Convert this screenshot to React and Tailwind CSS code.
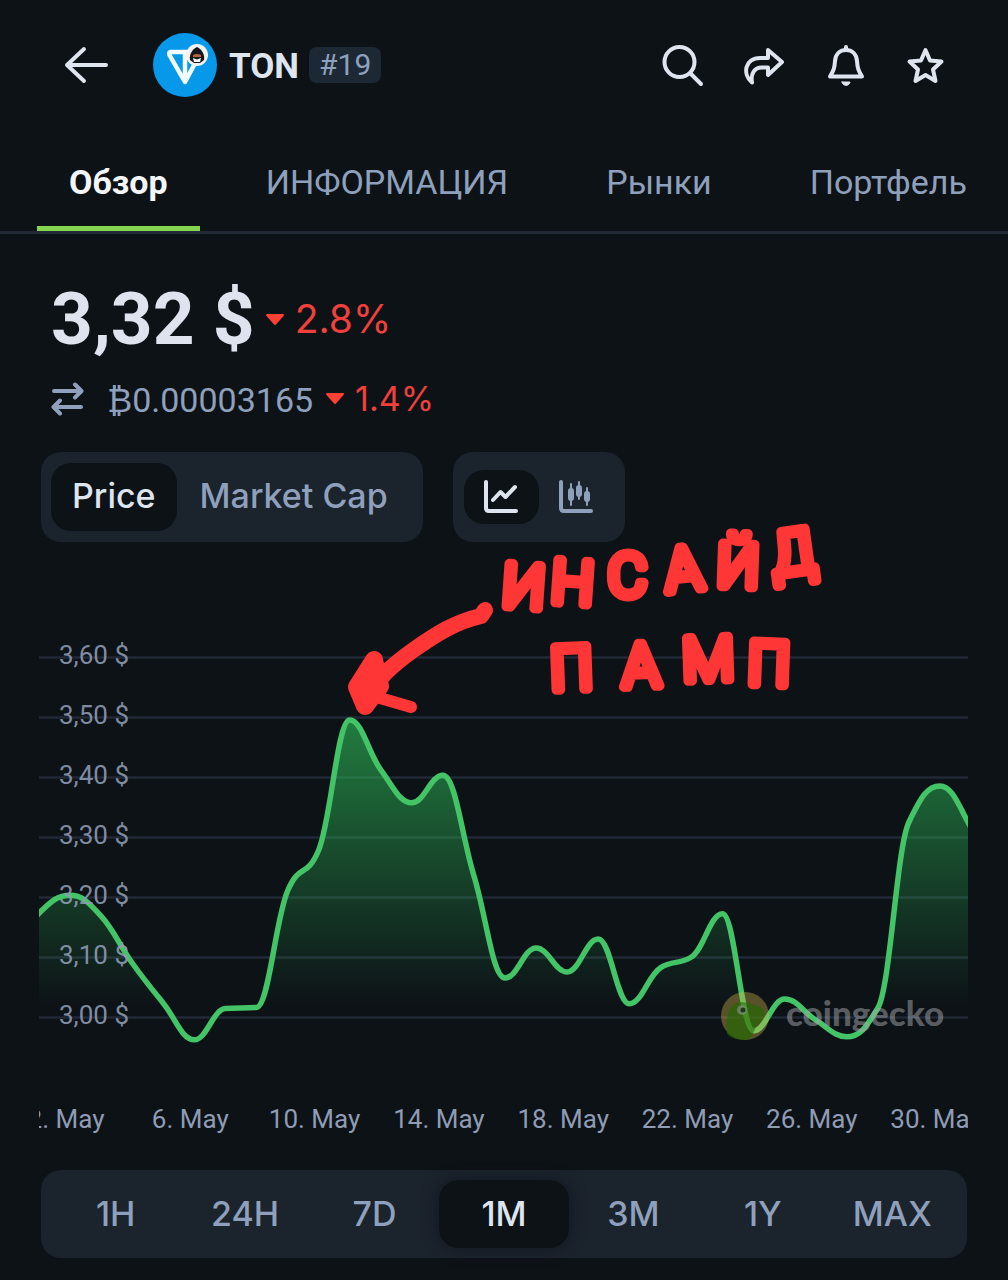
import React, { useState } from 'react';

const tabs = ['Обзор', 'ИНФОРМАЦИЯ', 'Рынки', 'Портфель'];
const ranges = ['1H', '24H', '7D', '1M', '3M', '1Y', 'MAX'];
const priceLevels = [3.6, 3.5, 3.4, 3.3, 3.2, 3.1, 3.0];
const dateLabels = ['2. May', '6. May', '10. May', '14. May', '18. May', '22. May', '26. May', '30. May'];

// daily prices, the first and the last two fall outside the visible range
const prices = [
  3.1, 3.173, 3.203, 3.168, 3.09, 3.023, 2.962, 3.014, 3.016, 3.21, 3.278, 3.495, 3.412, 3.357, 3.403,
  3.235, 3.065, 3.115, 3.075, 3.13, 3.022, 3.082, 3.1, 3.172, 2.977, 3.03, 2.995, 2.967, 3.015, 3.325,
  3.385, 3.315, 3.2,
];

const LEFT = 39;
const RIGHT = 968;
const STEP = 31.07;
const priceY = (price) => 1017 - (price - 3) * 600;

// smooth line with flat peaks, never overshooting its points
function splinePath(points) {
  const reach = STEP * 0.4;
  const slopes = points.map((p, i) => {
    const last = points[i - 1];
    const next = points[i + 1];
    if (!last || !next) return 0;
    const before = p.y - last.y;
    const after = next.y - p.y;
    if (before * after <= 0) return 0;
    const limit = 0.72 * Math.min(Math.abs(before), Math.abs(after));
    return Math.sign(after) * Math.min(limit, Math.abs(before + after) * 0.2);
  });

  return points
    .map((p, i) => {
      if (i === 0) return `M ${p.x} ${p.y}`;
      const last = points[i - 1];
      return `C ${last.x + reach} ${last.y + slopes[i - 1]} ${p.x - reach} ${p.y - slopes[i]} ${p.x} ${p.y}`;
    })
    .join(' ');
}

function TonLogo() {
  return (
    <svg viewBox="0 0 64 64" className="size-16" aria-hidden="true">
      <circle cx="32" cy="32" r="32" fill="#0798ea" />
      <path d="M18 19 H45 Q48 19 46.500 22 L32 49 L17 23 Q15 19 18 19 Z M32 19 V48" fill="none" stroke="#f3fbff" strokeWidth="4.500" strokeLinejoin="round" />
      <circle cx="44" cy="22" r="11" fill="#f3f3f3" />
      <path d="M44 14 C39 16 36 22 37 27 L41 30 H47 L51 27 C52 22 49 16 44 14 Z" fill="#17161a" />
      <path d="M40 22 Q44 20 48 22 V24 H40 Z" fill="#b5673f" />
      <path d="M40 25 L44 26.500 L48 25 L47 29 H41 Z" fill="#fff" />
    </svg>
  );
}

function HeaderIcon({ label, children }) {
  return (
    <button type="button" aria-label={label}>
      <svg viewBox="0 0 44 44" className="size-11" fill="none" stroke="#dfe5ef" strokeWidth="4" strokeLinecap="round" strokeLinejoin="round">
        {children}
      </svg>
    </button>
  );
}

function Header() {
  return (
    <header className="flex h-[130px] items-center pl-16 pr-[60px]">
      <button type="button" aria-label="Back">
        <svg viewBox="0 0 44 44" className="size-11" fill="none" stroke="#dfe5ef" strokeWidth="4" strokeLinecap="round" strokeLinejoin="round">
          <path d="M42 22 H3 M20 6 L3 22 L20 38" />
        </svg>
      </button>
      <div className="ml-[45px] flex items-center">
        <TonLogo />
        <h1 className="ml-3 pt-1 text-[35px] font-bold text-[#dfe5ef]">TON</h1>
        <span className="ml-2.5 rounded-lg bg-[#1d2835] px-2.5 text-[30px] leading-9 text-[#8fa0bc]">#19</span>
      </div>
      <div className="ml-auto flex gap-[37px]">
        <HeaderIcon label="Search">
          <circle cx="18.500" cy="19" r="15" />
          <path d="M29.500 30.500 L40 41" />
        </HeaderIcon>
        <HeaderIcon label="Share">
          <path d="M26 7 L40 19 L26 32 V24.500 H20 C12 24.500 8.500 31 10 39.500 C0 31 3 15 18 15 H26 Z" />
        </HeaderIcon>
        <HeaderIcon label="Notifications">
          <path d="M7 33.500 H39 C35 27 34.500 25 34 18 C33.500 11 29 7 23 7 C17 7 12.500 11 12 18 C11.500 25 11 27 7 33.500 Z M23 4 V6" />
          <path d="M19 39 H27 C26.500 43.500 19.500 43.500 19 39 Z" fill="#dfe5ef" strokeWidth="1" />
        </HeaderIcon>
        <HeaderIcon label="Favorite">
          <path d="M21.500 7 L26 17.500 L37.500 18.500 L29 26.500 L31.500 38 L21.500 32 L11.500 38 L14 26.500 L5.500 18.500 L17 17.500 Z" />
        </HeaderIcon>
      </div>
    </header>
  );
}

function DownTriangle() {
  return (
    <svg viewBox="0 0 20 14" className="h-3.5 w-5" aria-hidden="true">
      <path d="M2 3 H18 L10 12 Z" fill="#ff4034" stroke="#ff4034" strokeWidth="2" strokeLinejoin="round" />
    </svg>
  );
}

function PriceSummary() {
  return (
    <section className="pl-[51px]">
      <div className="flex items-center">
        <p className="text-[73px] font-bold leading-[86px] text-[#dfe3ee]">3,32 $</p>
        <p className="ml-2.5 flex items-center gap-2.5 font-[Inter] text-[39px] text-[#f0403c]">
          <DownTriangle />
          2.8%
        </p>
      </div>
      <div className="mt-2 flex h-[60px] items-center">
        <svg viewBox="0 0 36 36" className="size-9" fill="none" stroke="#8fa0bc" strokeWidth="4" strokeLinecap="round" strokeLinejoin="round" aria-hidden="true">
          <path d="M3 9 H30 M24 2.500 L30.500 9 L24 15.500 M30 25 H3 M9 18.500 L2.500 25 L9 31.500" />
        </svg>
        <p className="ml-5 text-[34px] text-[#8fa0bc]">₿0.00003165</p>
        <p className="ml-3 flex items-center gap-2.5 pb-1 font-[Inter] text-[34px] text-[#f0403c]">
          <DownTriangle />
          1.4%
        </p>
      </div>
    </section>
  );
}

function ChartControls() {
  const [metric, setMetric] = useState('Price');
  const [type, setType] = useState('line');

  return (
    <div className="mt-[22px] flex gap-[30px] pl-[41px] font-[Inter]">
      <div className="flex h-[90px] items-center gap-0.5 rounded-[20px] bg-[#1b232d] pl-2.5 pr-3.5">
        {['Price', 'Market Cap'].map((name) => (
          <button
            key={name}
            type="button"
            onClick={() => setMetric(name)}
            className={`h-[68px] rounded-[20px] px-[21px] pb-1 text-[34px] font-medium ${metric === name ? 'bg-[#0d1217] text-[#dfe5ef]' : 'text-[#8fa0bc]'}`}
          >
            {name}
          </button>
        ))}
      </div>
      <div className="flex h-[90px] items-center rounded-[20px] bg-[#1b232d] px-[11px]">
        <button
          type="button"
          aria-label="Line chart"
          onClick={() => setType('line')}
          className={`flex h-[54px] w-[75px] items-center justify-center rounded-[20px] ${type === 'line' ? 'bg-[#0d1217] text-[#dfe5ef]' : 'text-[#8fa0bc]'}`}
        >
          <svg viewBox="0 0 36 36" className="size-9" fill="none" stroke="currentColor" strokeWidth="4" strokeLinecap="round" strokeLinejoin="round">
            <path d="M3 3 V29 Q3 32 6 32 H33 M10 21 L17.500 13 L22.500 18 L32 8" />
          </svg>
        </button>
        <button
          type="button"
          aria-label="Candlestick chart"
          onClick={() => setType('candle')}
          className={`flex h-[54px] w-[75px] items-center justify-center rounded-[20px] ${type === 'candle' ? 'bg-[#0d1217] text-[#dfe5ef]' : 'text-[#8fa0bc]'}`}
        >
          <svg viewBox="0 0 36 36" className="size-9" fill="none" stroke="currentColor" strokeWidth="4" strokeLinecap="round" strokeLinejoin="round">
            <path d="M3 3 V29 Q3 32 6 32 H33" />
            <path d="M13 5 V26 M21 3 V20 M29 9 V26" strokeWidth="2" />
            <path d="M13 12 V19 M21 9 V15 M29 15 V20" strokeWidth="6" />
          </svg>
        </button>
      </div>
    </div>
  );
}

function Note() {
  return (
    <g fill="#ff3636" stroke="#ff3636" strokeLinecap="round" strokeLinejoin="round">
      <path d="M485 610 L481 616 C455 622 436 634 412 651 C390 667 379 678 370 692" fill="none" strokeWidth="16" />
      <path d="M374 660 L357 687 L365 706 L380 686 Z" strokeWidth="18" />
      <path d="M366 694 L411 707" strokeWidth="12" />
      <g strokeWidth="10" fontSize="60" fontWeight="300">
        <text x="501 550 608 667 716 774" y="606 602 596 592 586 576" rotate="4 4 0 -6 2 -8">ИНСАЙД</text>
        <text x="551 623 683 747" y="690 687 681 684" rotate="-2 -2 -2 2">ПАМП</text>
      </g>
    </g>
  );
}

function PriceChart() {
  const points = prices.map((price, i) => ({ x: LEFT + (i - 1) * STEP, y: priceY(price) }));
  const line = splinePath(points);
  const area = `${line} V 1060 H ${points[0].x} Z`;

  return (
    <svg viewBox="39 560 929 590" className="mt-[18px] block h-auto w-full overflow-visible" role="img" aria-label="TON price chart">
      <defs>
        <linearGradient id="area" gradientUnits="userSpaceOnUse" x1="0" y1="720" x2="0" y2="1005">
          <stop offset="0" stopColor="#2fc45a" stopOpacity="0.6" />
          <stop offset="1" stopColor="#2fc45a" stopOpacity="0" />
        </linearGradient>
        <clipPath id="plot">
          <rect x={LEFT} y="560" width={RIGHT - LEFT} height="590" />
        </clipPath>
      </defs>

      <g clipPath="url(#plot)">
        {priceLevels.map((level) => (
          <path key={level} d={`M ${LEFT} ${priceY(level) + 0.5} H ${RIGHT}`} stroke="#212936" strokeWidth="2.5" />
        ))}
        <path d={area} fill="url(#area)" />
        <path d={line} fill="none" stroke="#43c467" strokeWidth="5.5" strokeLinejoin="round" />

        <g fill="#8f9cb4" fontSize="26">
          {priceLevels.map((level) => (
            <text key={level} x="59" y={priceY(level) + 7} fillOpacity="0.9">
              {level.toFixed(2).replace('.', ',')} $
            </text>
          ))}
          {dateLabels.map((label, i) => (
            <text key={label} x={66 + i * 124.3} y="1128" textAnchor="middle">
              {label}
            </text>
          ))}
        </g>
      </g>

      <g>
        <circle cx="745" cy="1016" r="24" fill="#d6b84a" fillOpacity="0.38" />
        <path d="M727 1034 C726 1020 727 1009 734 1004 C744 1000 754 1004 763 1009 C768 1017 760 1022 756 1027 L750 1039 C741 1041 732 1039 727 1034 Z" fill="#1e6b00" fillOpacity="0.6" />
        <circle cx="742" cy="1010" r="5" fill="#8b9290" fillOpacity="0.6" />
        <circle cx="743" cy="1010" r="2.5" fill="#1c3a1c" />
        <text x="786" y="1026" fontFamily="Lato, sans-serif" fontWeight="900" fontSize="35" fill="#a5a9ae" fillOpacity="0.5">coingecko</text>
      </g>

      <Note />
    </svg>
  );
}

export default function App() {
  const [activeTab, setActiveTab] = useState('Обзор');
  const [range, setRange] = useState('1M');

  return (
    <div className="min-h-screen overflow-x-hidden bg-[#0d1217] pb-[22px] font-[Roboto,sans-serif]">
      <Header />

      <nav className="flex h-[104px] gap-[34px] border-b-3 border-[#212936] pl-[37px]">
        {tabs.map((tab) => (
          <button
            key={tab}
            type="button"
            onClick={() => setActiveTab(tab)}
            className={`border-b-5 px-8 pt-2 text-[34px] ${activeTab === tab ? 'border-[#85d64f] font-bold text-[#f3f6fa]' : 'border-transparent text-[#8fa0bc]'}`}
          >
            {tab}
          </button>
        ))}
      </nav>

      <main className="pt-[42px]">
        <PriceSummary />
        <ChartControls />
        <div className="pl-[39px] pr-10">
          <PriceChart />
        </div>

        <div className="mx-[41px] mt-5 grid grid-cols-7 rounded-[20px] bg-[#1b232d] p-2.5 font-[Inter]">
          {ranges.map((name) => (
            <button
              key={name}
              type="button"
              onClick={() => setRange(name)}
              className={`h-[68px] rounded-[20px] pb-0.5 text-[34px] font-medium ${range === name ? 'bg-[#0d1217] text-[#dfe5ef] shadow-[0_0_16px_#14161f]' : 'text-[#8fa0bc]'}`}
            >
              {name}
            </button>
          ))}
        </div>
      </main>
    </div>
  );
}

--- --- ---

TASK GOAL => Skip every picture and return the lines above from the top through the one that contains "const priceY = (price)".

THE ANSWER =>
Convert this screenshot to React and Tailwind CSS code.
import React, { useState } from 'react';

const tabs = ['Обзор', 'ИНФОРМАЦИЯ', 'Рынки', 'Портфель'];
const ranges = ['1H', '24H', '7D', '1M', '3M', '1Y', 'MAX'];
const priceLevels = [3.6, 3.5, 3.4, 3.3, 3.2, 3.1, 3.0];
const dateLabels = ['2. May', '6. May', '10. May', '14. May', '18. May', '22. May', '26. May', '30. May'];

// daily prices, the first and the last two fall outside the visible range
const prices = [
  3.1, 3.173, 3.203, 3.168, 3.09, 3.023, 2.962, 3.014, 3.016, 3.21, 3.278, 3.495, 3.412, 3.357, 3.403,
  3.235, 3.065, 3.115, 3.075, 3.13, 3.022, 3.082, 3.1, 3.172, 2.977, 3.03, 2.995, 2.967, 3.015, 3.325,
  3.385, 3.315, 3.2,
];

const LEFT = 39;
const RIGHT = 968;
const STEP = 31.07;
const priceY = (price) => 1017 - (price - 3) * 600;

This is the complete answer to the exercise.